Only after all these activities were over that CIRP was initiated, an IRP was appointed on 09.08.2018, and a moratorium was imposed on any sale or transfer of assets of the Corporate Debtor. At this late stage, the trademark GLOSTER was already conclusively assigned and delivered to the appellant by the corporate debtor. The only thing that was left for the appellant to do was to get the assignment recorded in the Trademark Registry to show that they were the rightful owners of the mark. An application for the same was made on 25.08.2018 and the recordal of the name of the appellant in the trademark registry was affected on 17.09.2018.

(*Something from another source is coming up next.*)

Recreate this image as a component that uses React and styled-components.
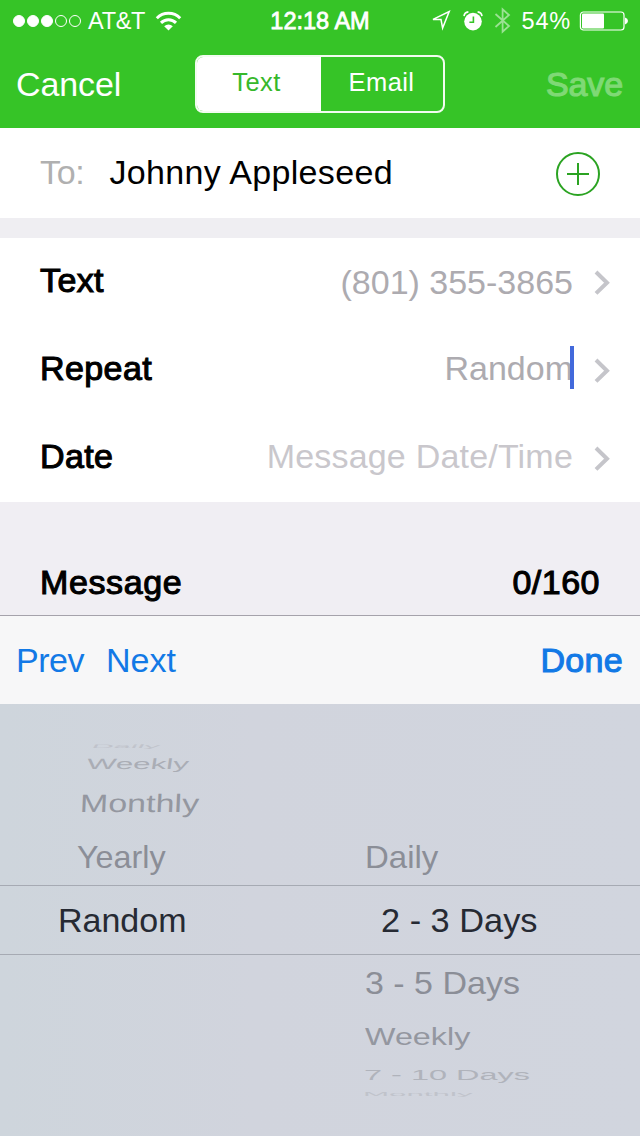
import styled, { createGlobalStyle } from "styled-components";

const GlobalStyle = createGlobalStyle`
  * {
    box-sizing: border-box;
  }

  body {
    margin: 0;
    background: #d1d5de;
    font-family: "Liberation Sans", Arial, sans-serif;
    font-size: 34px;
    line-height: 1;
  }
`;

const Screen = styled.div`
  width: 640px;
  height: 1136px;
  overflow: hidden;
  display: flex;
  flex-direction: column;
  white-space: nowrap;
`;

// medium weight: a regular face thickened by a hairline stroke
const Text = styled.span`
  color: ${(props) => props.color || "#000"};
  letter-spacing: ${(props) => props.$spacing || 0}px;
  -webkit-text-stroke: ${(props) => (props.$medium ? "1.1px" : "0")};
`;

const Header = styled.header`
  height: 128px;
  background: #36c427;
  color: #fff;
`;

const StatusBar = styled.div`
  height: 41px;
  padding: 0 12px 0 13px;
  display: grid;
  grid-template-columns: 1fr auto 1fr;
  align-items: center;
  font-size: 23.5px;
`;

const StatusGroup = styled.div`
  display: flex;
  align-items: center;
  justify-content: ${(props) => props.$align || "flex-start"};
`;

const Signal = styled.div`
  display: flex;
  gap: 2px;
  margin-right: 7px;
`;

const SignalDot = styled.span`
  width: 12px;
  height: 12px;
  border-radius: 50%;
  border: 1px solid #fff;
  background: ${(props) => (props.$filled ? "#fff" : "transparent")};
`;

const Carrier = styled.span`
  padding-top: 2px;
  letter-spacing: -0.3px;
`;

const Clock = styled.span`
  margin-left: -1px;
  padding-top: 2px;
  -webkit-text-stroke: 0.8px;
`;

const StatusIcon = styled.svg`
  display: block;
  flex: none;
  margin-left: ${(props) => props.$gap}px;
`;

const Percent = styled.span`
  margin: 0 8px 0 11px;
  padding-top: 2px;
  letter-spacing: 0.8px;
`;

const NavBar = styled.nav`
  height: 87px;
  padding: 0 17px 2px 16px;
  display: grid;
  grid-template-columns: 1fr 250px 1fr;
  align-items: center;
`;

const NavButton = styled.span`
  justify-self: ${(props) => props.$side};
  padding-top: 1px;
  letter-spacing: -0.1px;
  opacity: ${(props) => (props.$disabled ? 0.36 : 1)};
  -webkit-text-stroke: ${(props) => (props.$disabled ? "1.1px" : "0")};
`;

const Segmented = styled.div`
  height: 58px;
  display: grid;
  grid-template-columns: 124px 1fr;
  border: 2px solid #f2fcf0;
  border-radius: 8px;
  overflow: hidden;
  font-size: 25.5px;
`;

const Segment = styled.span`
  display: flex;
  align-items: center;
  justify-content: center;
  padding: 0 ${(props) => (props.$active ? 4 : 0)}px 2px 0;
  letter-spacing: 0.4px;
  color: ${(props) => (props.$active ? "#36b82b" : "#fff")};
  background: ${(props) => (props.$active ? "#fff" : "transparent")};
`;

const Recipient = styled.div`
  height: 90px;
  padding: 0 40px;
  display: flex;
  align-items: center;
  background: #fff;
`;

const RecipientPrefix = styled(Text)`
  padding-bottom: 2px;
`;

const RecipientName = styled(Text)`
  flex: 1;
  margin-left: 25px;
  padding-bottom: 2px;
`;

const AddIcon = styled.svg`
  display: block;
  margin-top: 2px;
`;

const Divider = styled.div`
  height: 20px;
  background: #efeef2;
`;

const Field = styled.div`
  height: 88px;
  padding: 0 30px 0 40px;
  display: flex;
  align-items: center;
  background: #fff;
`;

const FieldLabel = styled(Text)`
  flex: 1;
  padding-bottom: 4px;
`;

const FieldValue = styled.div`
  position: relative;
  margin-right: 21px;
  padding-bottom: ${(props) => props.$lift}px;
`;

const Caret = styled.span`
  position: absolute;
  right: -1px;
  top: -5px;
  width: 4px;
  height: 43px;
  background: #4269db;
`;

const MessageHeader = styled.div`
  height: 114px;
  padding: 47px 40px 0;
  display: flex;
  align-items: center;
  justify-content: space-between;
  background: #f0eef3;
  border-bottom: 1px solid #a5a2ab;
`;

const Toolbar = styled.div`
  height: 88px;
  padding: 0 17px 0 16px;
  display: flex;
  align-items: center;
  gap: 22px;
  background: #f7f7f8;
`;

const ToolbarEnd = styled.div`
  margin-left: auto;
`;

const Picker = styled.div`
  flex: 1;
  display: grid;
  grid-template-columns: 320px 320px;
  background: linear-gradient(90deg, #ced5dc, #d1d4dd 40%, #d1d5de);
`;

const Wheel = styled.div`
  padding-top: ${(props) => props.$top}px;
`;

const WheelRow = styled.div`
  height: ${(props) => props.$height}px;
  padding-left: ${(props) => props.$left}px;
  display: flex;
  align-items: center;
`;

const SelectedRow = styled(WheelRow)`
  border-top: 1px solid #a6aab3;
  border-bottom: 1px solid #a6aab3;
`;

// rows flatten as the wheel turns away from the viewer
const WheelText = styled.span`
  flex: none;
  color: ${(props) => props.color};
  transform-origin: 0 50%;
  transform: scale(${(props) => props.$x}, ${(props) => props.$y})
    skewX(${(props) => props.$skew || 0}deg);
`;

const fields = [
  { label: "Text", value: "(801) 355-3865", color: "#adabb0", lift: 0 },
  { label: "Repeat", value: "Random", color: "#adabb0", lift: 4, editing: true },
  { label: "Date", value: "Message Date/Time", color: "#c9c7cc", lift: 4, spacing: 0.2 },
];

const frequencies = [
  { text: "Daily", height: 11, left: 92, x: 0.9, y: 0.15, skew: -6, color: "#c0c3cb" },
  { text: "Weekly", height: 26, left: 87, x: 0.92, y: 0.44, skew: -4, color: "#aaadb5" },
  { text: "Monthly", height: 51, left: 80, x: 1, y: 0.74, skew: -2, color: "#9497a0" },
  { text: "Yearly", height: 57, left: 77, x: 0.95, y: 0.9, color: "#8b8e97" },
  { text: "Random", height: 70, left: 58, x: 1, y: 1, color: "#262a33", selected: true },
];

const intervals = [
  { text: "Daily", height: 57, left: 45, x: 0.97, y: 0.9, color: "#8b8e97" },
  { text: "2 - 3 Days", height: 70, left: 61, x: 1.01, y: 1, color: "#262a33", selected: true },
  { text: "3 - 5 Days", height: 55, left: 45, x: 1, y: 0.9, color: "#8b8e97" },
  { text: "Weekly", height: 51, left: 45, x: 0.95, y: 0.73, color: "#9497a0" },
  { text: "7 - 10 Days", height: 27, left: 44, x: 0.955, y: 0.45, color: "#b0b3bb" },
  { text: "Monthly", height: 11, left: 43, x: 0.92, y: 0.15, color: "#c0c3cb" },
];

function Wifi() {
  return (
    <StatusIcon $gap={10} width="27" height="20" viewBox="0 0 27 20" fill="none" stroke="#fff" strokeWidth="3">
      <path d="M1.8 7.2a16.5 16.5 0 0 1 23.4 0" />
      <path d="M6 11.9a10.6 10.6 0 0 1 15 0" />
      <path d="M9.2 15.3a6.2 6.2 0 0 1 8.6 0L13.5 19.4Z" fill="#fff" stroke="none" />
    </StatusIcon>
  );
}

function Location() {
  return (
    <StatusIcon $gap={0} width="21" height="21" viewBox="0 0 21 21" fill="none" stroke="#fff" strokeWidth="1.5">
      <path d="M3 9.4 19.2 1.6 12.6 18 11 9.6Z" strokeLinejoin="miter" />
    </StatusIcon>
  );
}

function Alarm() {
  return (
    <StatusIcon $gap={12} width="20" height="20" viewBox="0 0 20 20" fill="none">
      <path d="M1 5.2Q1.4 1.4 5.4.9M19 5.2Q18.6 1.4 14.6.9" stroke="#fff" strokeWidth="1.6" />
      <circle cx="10" cy="10.6" r="8.8" fill="#fff" />
      <path d="M10.4 5.4v5.8H6.4" stroke="#36c427" strokeWidth="1.6" />
    </StatusIcon>
  );
}

function Bluetooth() {
  return (
    <StatusIcon $gap={11} width="17" height="27" viewBox="0 0 17 27" fill="none" stroke="#fff" strokeOpacity=".5" strokeWidth="1.8">
      <path d="M1.5 7 15 19 8.6 24.7V2.3L15 8 1.5 20" />
    </StatusIcon>
  );
}

function Battery() {
  return (
    <StatusIcon $gap={0} width="49" height="20" viewBox="0 0 49 20" fill="none">
      <rect x="1.4" y="1" width="43.6" height="18" rx="3" stroke="#fff" strokeWidth="1.2" />
      <rect x="3" y="2.6" width="22" height="14.8" rx="1" fill="#fff" />
      <path d="M46 6.6q3 1 3 3.4t-3 3.4Z" fill="#fff" />
    </StatusIcon>
  );
}

function Chevron() {
  return (
    <svg width="16" height="26" viewBox="0 0 16 26" fill="none" stroke="#c5c5ca" strokeWidth="4">
      <path d="M2 3 13 13.7 2 24.4" />
    </svg>
  );
}

function WheelColumn({ items, top }) {
  return (
    <Wheel $top={top}>
      {items.map((item) => {
        const Row = item.selected ? SelectedRow : WheelRow;
        return (
          <Row key={item.text} $height={item.height} $left={item.left}>
            <WheelText color={item.color} $x={item.x} $y={item.y} $skew={item.skew}>
              {item.text}
            </WheelText>
          </Row>
        );
      })}
    </Wheel>
  );
}

export default function App() {
  return (
    <Screen>
      <GlobalStyle />
      <Header>
        <StatusBar>
          <StatusGroup>
            <Signal>
              {[1, 2, 3, 4, 5].map((dot) => (
                <SignalDot key={dot} $filled={dot <= 3} />
              ))}
            </Signal>
            <Carrier>AT&amp;T</Carrier>
            <Wifi />
          </StatusGroup>
          <Clock>12:18 AM</Clock>
          <StatusGroup $align="flex-end">
            <Location />
            <Alarm />
            <Bluetooth />
            <Percent>54%</Percent>
            <Battery />
          </StatusGroup>
        </StatusBar>
        <NavBar>
          <NavButton $side="start">Cancel</NavButton>
          <Segmented>
            <Segment $active>Text</Segment>
            <Segment>Email</Segment>
          </Segmented>
          <NavButton $side="end" $disabled>Save</NavButton>
        </NavBar>
      </Header>

      <Recipient>
        <RecipientPrefix color="#b0b0b0" $spacing={-0.3}>To:</RecipientPrefix>
        <RecipientName $spacing={0.35}>Johnny Appleseed</RecipientName>
        <AddIcon width="44" height="44" viewBox="0 0 44 44" fill="none" stroke="#2ba322" strokeWidth="2">
          <circle cx="22" cy="22" r="21" />
          <path d="M11 22h22M22 11v22" />
        </AddIcon>
      </Recipient>
      <Divider />

      {fields.map((field) => (
        <Field key={field.label}>
          <FieldLabel $medium $spacing={0.4}>{field.label}</FieldLabel>
          <FieldValue $lift={field.lift}>
            <Text color={field.color} $spacing={field.spacing}>{field.value}</Text>
            {field.editing && <Caret />}
          </FieldValue>
          <Chevron />
        </Field>
      ))}

      <MessageHeader>
        <Text $medium $spacing={0.6}>Message</Text>
        <Text $medium $spacing={0.5}>0/160</Text>
      </MessageHeader>

      <Toolbar>
        <Text color="#1279e6" $spacing={-0.5}>Prev</Text>
        <Text color="#1279e6">Next</Text>
        <ToolbarEnd>
          <Text color="#1279e6" $medium $spacing={0.3}>Done</Text>
        </ToolbarEnd>
      </Toolbar>

      <Picker>
        <WheelColumn items={frequencies} top={36} />
        <WheelColumn items={intervals} top={124} />
      </Picker>
    </Screen>
  );
}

Decision of the Appellate Tribunal
Consequently, the appeal was allowed, and the trademark GLOSTER was considered to be excluded from the list of assets of the Corporate Debtor on the date that the moratorium was announced and IRP was appointed, i.e. on 09.08.2018. The Appellate Tribunal held that it is a mere recordal of the name that happened after the moratorium was announced on 09.08.2018 and not the actual transfer or assignment of the trademark by the Corporate Debtor to the appellant. The transfer of title was effected by the deed of assignment and not by recording the name of the appellant on the Trademark Register. The consideration was also not found to be inadequate at any stage, and as such, the Appellate Tribunal set aside the order of the Kolkata Bench of NCLT and allowed the appeal in favour of the appellant, thereby upholding the rights of the appellant to exclusive use and ownership of the trademark GLOSTER for due consideration paid to the Corporate Debtor much before the initiation of the CIRP proceedings.